Given request: Go through the entries below and pick out every line with "screenshot".

Entries supplied:
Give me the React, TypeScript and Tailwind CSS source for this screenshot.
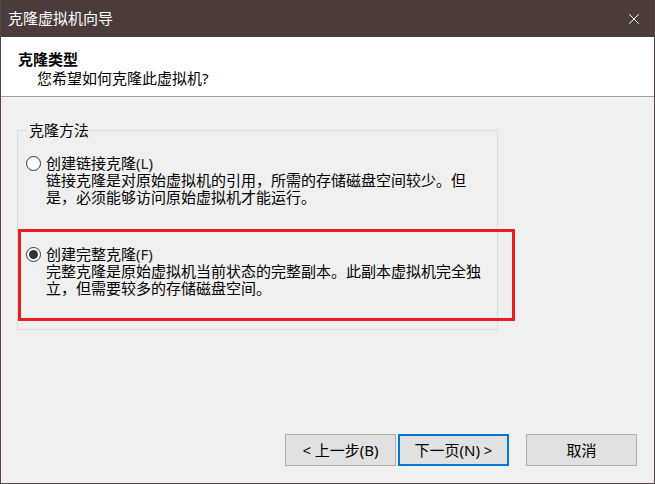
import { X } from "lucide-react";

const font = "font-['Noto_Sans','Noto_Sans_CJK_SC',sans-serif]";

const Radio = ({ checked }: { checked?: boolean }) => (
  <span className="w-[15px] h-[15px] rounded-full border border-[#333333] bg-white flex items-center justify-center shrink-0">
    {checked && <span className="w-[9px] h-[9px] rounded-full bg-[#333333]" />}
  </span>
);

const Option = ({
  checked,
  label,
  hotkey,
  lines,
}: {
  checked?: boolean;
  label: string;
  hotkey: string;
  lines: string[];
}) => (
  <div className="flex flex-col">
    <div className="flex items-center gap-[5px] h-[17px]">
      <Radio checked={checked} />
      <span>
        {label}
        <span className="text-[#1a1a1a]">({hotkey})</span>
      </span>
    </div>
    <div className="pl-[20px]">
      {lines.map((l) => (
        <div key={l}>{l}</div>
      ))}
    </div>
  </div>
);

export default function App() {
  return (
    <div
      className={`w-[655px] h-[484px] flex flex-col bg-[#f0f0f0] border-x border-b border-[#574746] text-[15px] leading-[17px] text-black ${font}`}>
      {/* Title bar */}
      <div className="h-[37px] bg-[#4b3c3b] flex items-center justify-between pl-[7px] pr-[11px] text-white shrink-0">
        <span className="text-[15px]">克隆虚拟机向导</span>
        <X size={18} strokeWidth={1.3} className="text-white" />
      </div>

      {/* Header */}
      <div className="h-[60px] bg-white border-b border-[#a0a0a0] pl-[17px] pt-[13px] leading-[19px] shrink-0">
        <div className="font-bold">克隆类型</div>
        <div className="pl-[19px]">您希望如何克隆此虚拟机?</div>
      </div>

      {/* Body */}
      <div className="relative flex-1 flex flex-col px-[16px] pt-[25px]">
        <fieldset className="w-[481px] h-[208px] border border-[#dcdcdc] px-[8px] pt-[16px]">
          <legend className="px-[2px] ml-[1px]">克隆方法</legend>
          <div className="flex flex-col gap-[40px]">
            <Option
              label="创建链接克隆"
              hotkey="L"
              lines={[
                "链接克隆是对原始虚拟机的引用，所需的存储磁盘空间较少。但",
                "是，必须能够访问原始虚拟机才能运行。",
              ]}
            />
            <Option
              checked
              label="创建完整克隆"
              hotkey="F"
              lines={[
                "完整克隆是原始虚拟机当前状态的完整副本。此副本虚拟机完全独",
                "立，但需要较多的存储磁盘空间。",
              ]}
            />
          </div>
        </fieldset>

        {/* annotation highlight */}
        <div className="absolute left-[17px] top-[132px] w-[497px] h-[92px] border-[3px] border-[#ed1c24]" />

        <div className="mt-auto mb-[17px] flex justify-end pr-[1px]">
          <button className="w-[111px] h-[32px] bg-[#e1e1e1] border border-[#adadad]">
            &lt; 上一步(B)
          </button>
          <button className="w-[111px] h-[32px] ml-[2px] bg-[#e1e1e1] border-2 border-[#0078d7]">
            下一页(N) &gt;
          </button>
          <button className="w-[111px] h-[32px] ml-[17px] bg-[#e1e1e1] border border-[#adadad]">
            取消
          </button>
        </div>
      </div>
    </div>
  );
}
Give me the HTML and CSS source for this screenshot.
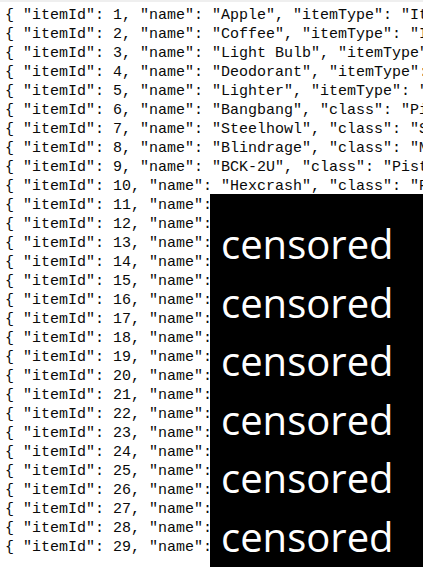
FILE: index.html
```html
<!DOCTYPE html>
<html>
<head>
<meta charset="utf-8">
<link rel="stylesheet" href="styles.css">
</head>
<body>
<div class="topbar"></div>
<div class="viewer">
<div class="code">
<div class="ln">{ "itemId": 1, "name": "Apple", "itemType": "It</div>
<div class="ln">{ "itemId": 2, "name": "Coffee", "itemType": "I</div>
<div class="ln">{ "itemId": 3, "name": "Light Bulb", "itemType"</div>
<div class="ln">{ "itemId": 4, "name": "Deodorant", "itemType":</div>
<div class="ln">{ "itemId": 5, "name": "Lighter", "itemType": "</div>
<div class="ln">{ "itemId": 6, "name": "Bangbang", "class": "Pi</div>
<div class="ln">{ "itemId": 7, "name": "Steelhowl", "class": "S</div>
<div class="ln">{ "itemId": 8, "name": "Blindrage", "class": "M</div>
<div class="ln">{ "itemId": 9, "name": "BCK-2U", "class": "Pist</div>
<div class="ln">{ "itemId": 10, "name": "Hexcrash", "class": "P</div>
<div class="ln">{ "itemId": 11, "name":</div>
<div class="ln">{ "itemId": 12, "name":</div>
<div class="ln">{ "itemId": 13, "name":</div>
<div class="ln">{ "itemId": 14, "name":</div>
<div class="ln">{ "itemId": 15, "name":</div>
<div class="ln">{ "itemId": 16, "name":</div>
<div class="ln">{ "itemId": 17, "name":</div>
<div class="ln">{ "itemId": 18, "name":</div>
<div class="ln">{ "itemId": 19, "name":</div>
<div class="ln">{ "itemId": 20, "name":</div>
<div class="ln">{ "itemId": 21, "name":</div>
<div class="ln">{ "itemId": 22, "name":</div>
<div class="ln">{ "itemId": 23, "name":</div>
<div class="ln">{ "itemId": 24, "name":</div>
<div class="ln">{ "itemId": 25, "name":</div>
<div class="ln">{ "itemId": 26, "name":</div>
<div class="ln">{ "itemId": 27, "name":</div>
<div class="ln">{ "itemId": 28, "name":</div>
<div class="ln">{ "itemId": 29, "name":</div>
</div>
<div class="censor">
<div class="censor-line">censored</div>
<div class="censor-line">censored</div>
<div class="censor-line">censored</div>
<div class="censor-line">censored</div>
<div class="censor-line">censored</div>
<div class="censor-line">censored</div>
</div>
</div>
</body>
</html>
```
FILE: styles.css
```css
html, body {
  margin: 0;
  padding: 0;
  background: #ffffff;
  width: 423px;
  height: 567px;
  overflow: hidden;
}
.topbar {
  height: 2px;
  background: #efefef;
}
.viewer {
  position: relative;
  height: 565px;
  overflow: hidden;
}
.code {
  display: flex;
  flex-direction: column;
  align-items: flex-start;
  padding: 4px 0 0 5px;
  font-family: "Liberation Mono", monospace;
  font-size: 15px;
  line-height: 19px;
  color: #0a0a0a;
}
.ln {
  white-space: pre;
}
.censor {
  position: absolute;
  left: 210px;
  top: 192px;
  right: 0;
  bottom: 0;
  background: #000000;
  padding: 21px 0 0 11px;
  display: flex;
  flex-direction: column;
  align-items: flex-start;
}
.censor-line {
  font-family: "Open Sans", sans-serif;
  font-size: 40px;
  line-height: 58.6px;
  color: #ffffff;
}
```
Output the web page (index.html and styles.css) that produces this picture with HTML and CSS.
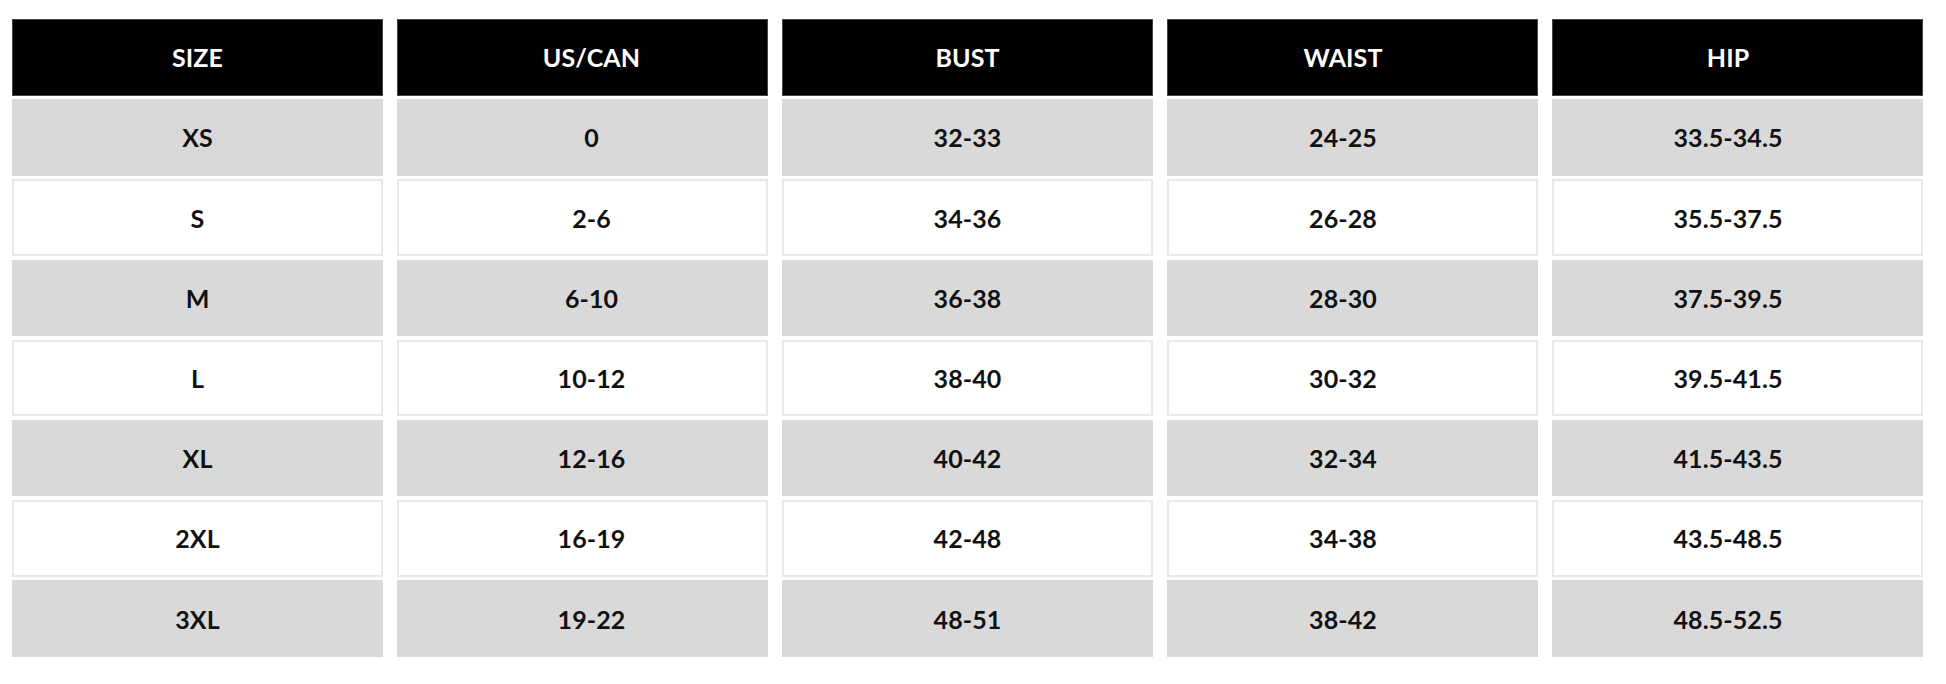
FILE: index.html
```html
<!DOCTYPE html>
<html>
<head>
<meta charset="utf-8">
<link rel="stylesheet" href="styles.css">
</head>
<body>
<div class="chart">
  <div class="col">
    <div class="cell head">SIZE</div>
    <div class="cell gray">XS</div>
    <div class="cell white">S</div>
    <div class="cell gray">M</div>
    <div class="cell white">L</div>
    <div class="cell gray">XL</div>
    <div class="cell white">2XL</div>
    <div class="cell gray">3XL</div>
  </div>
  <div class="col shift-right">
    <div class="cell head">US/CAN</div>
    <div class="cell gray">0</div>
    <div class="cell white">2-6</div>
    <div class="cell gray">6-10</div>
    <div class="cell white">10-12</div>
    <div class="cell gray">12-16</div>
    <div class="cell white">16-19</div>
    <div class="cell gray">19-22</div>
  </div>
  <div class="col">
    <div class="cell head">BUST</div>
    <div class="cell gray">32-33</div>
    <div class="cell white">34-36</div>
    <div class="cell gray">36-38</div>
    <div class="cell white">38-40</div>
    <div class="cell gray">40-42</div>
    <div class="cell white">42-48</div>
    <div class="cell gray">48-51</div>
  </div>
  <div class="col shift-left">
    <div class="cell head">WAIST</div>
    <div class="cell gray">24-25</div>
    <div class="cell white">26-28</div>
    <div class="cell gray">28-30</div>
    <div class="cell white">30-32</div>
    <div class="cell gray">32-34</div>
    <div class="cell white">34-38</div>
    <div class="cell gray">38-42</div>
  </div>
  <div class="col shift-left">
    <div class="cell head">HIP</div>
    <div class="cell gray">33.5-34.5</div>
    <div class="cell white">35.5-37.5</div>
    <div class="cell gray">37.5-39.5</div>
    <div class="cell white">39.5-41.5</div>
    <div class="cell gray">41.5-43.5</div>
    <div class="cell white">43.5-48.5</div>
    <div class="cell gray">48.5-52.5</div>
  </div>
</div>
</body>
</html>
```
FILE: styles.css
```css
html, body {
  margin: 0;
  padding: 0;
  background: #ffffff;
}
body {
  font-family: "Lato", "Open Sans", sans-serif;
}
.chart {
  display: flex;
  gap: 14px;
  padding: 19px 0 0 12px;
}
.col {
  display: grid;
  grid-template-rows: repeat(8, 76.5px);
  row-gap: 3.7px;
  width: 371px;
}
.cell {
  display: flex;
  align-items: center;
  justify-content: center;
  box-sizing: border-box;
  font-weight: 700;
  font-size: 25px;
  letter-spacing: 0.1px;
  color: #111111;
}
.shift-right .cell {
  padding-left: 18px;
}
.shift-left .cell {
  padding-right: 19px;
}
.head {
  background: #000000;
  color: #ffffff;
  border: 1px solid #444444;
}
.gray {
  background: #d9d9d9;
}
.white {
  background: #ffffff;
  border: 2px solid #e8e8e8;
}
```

Right answer:
Give me the React, TypeScript and Tailwind CSS source for this screenshot.
Give me the HTML and CSS source for this screenshot.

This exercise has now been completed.